I am a season pass holder and attend as many shows as possible throughout the summer. I pack a picnic and spread a quilt out on the pristine lawn at Vail’s Ford Amphitheater. There’s nothing quite like the sound of beautiful music floating through the aspen trees and up into the mountains. If you ever find yourself in Vail in the summer, Bravo!Vail should be at the top of your “to do” list.
Most travelers, myself included, spend a lot of their time searching for the perfect spot. It might be a locale, a resort, a restaurant, a chair on the beach, or even a parking spot. Perfection is in the eye of the beholder and what seems just right for one may be the exact opposite for another. Take a second to consider what these might be for you:
❤️your perfect spot for watching the sun rise or set
❤️your perfect spot for being one with nature (sea, mountains, lakes, forests, plains…whatever lights your fancy)
❤️your perfect spot for feeling at peace
❤️your perfect spot for feeling inspired
❤️the place where you can truly be yourself
Okay, where is your spot? How did you find it? Maybe you’re not quite sure yet and if that’s the case, keep on searching!
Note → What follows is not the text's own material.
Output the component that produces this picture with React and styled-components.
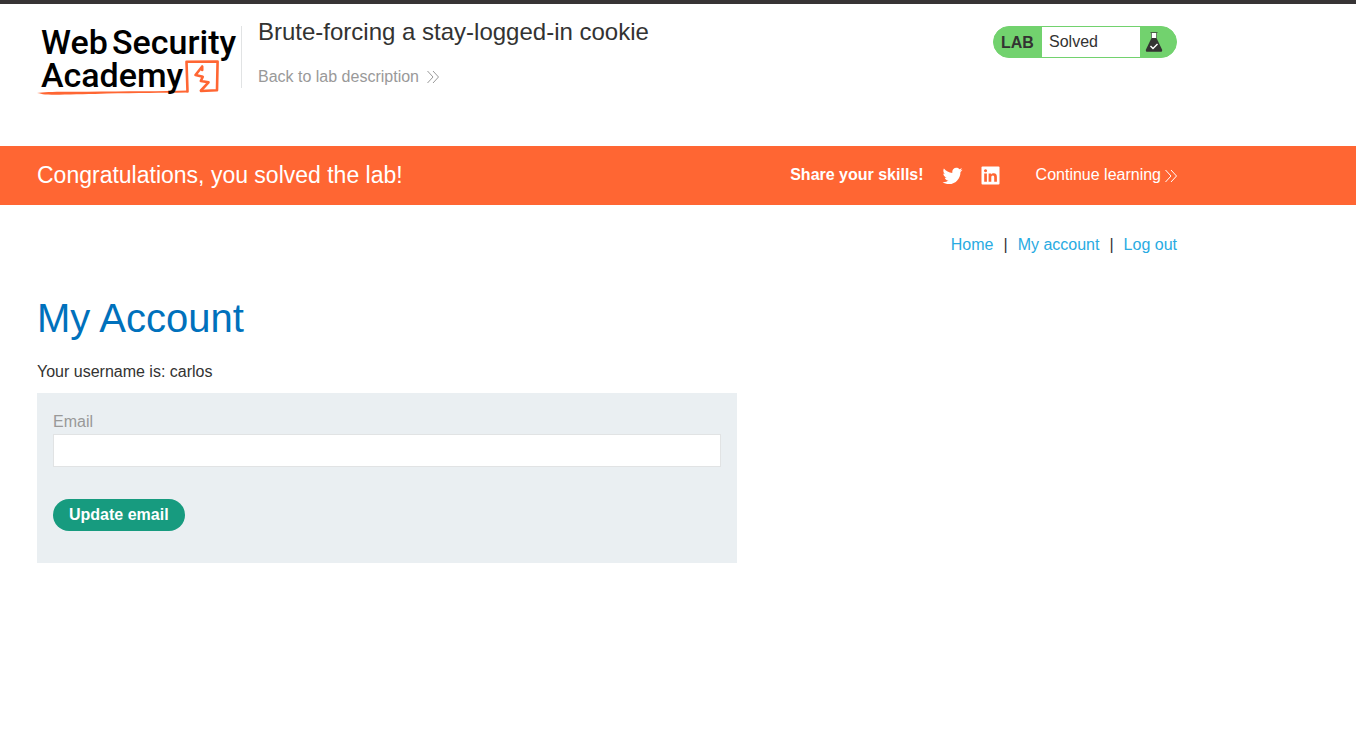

On Day 109 of the Nowhere To Be Project I languished in the luxury of my perfect spot. I awoke to a beautiful sunrise over the mountains. I had coffee on the deck as I listened to the rushing of the nearby waterfall. I meandered through the village enjoying the farmer’s market packed with fresh local foods. I’ll doze off tonight to the cool mountain breeze flooding through my open window. My perfect spot is Vail, Colorado. It is my chosen hometown. Give it a visit if you’ve never been. You never know, it might just be your perfect spot too.
Day 108 of the Nowhere To Be Project took place largely on the top of Vail Mountain. This is because once we reached it after two hours of climbing, our legs were too tired too budge from our scenic perch. We hiked one of our very favorite trails, Berry Picker. It gets it name from the plethora of wild raspberries that line the path. It is a 3.2 mile climb through breathtaking terrain and ending at Eagle’s Nest. I’ve been hiking this trail for over 40 years and never tire of its challenge.
Today marked the first hike of the season and that one is always the toughest. The altitude paired with the ascent help make the climb a trek in all senses of the word. Many people choose to take the gondola to the top and hike down, but I always do the reverse. I want to earn that view because it makes me appreciate it more. That’s the thing with life and travel. We must amble through the rough patches tirelessly to be capable of feeling true gratitude for all of the lovely flat ground.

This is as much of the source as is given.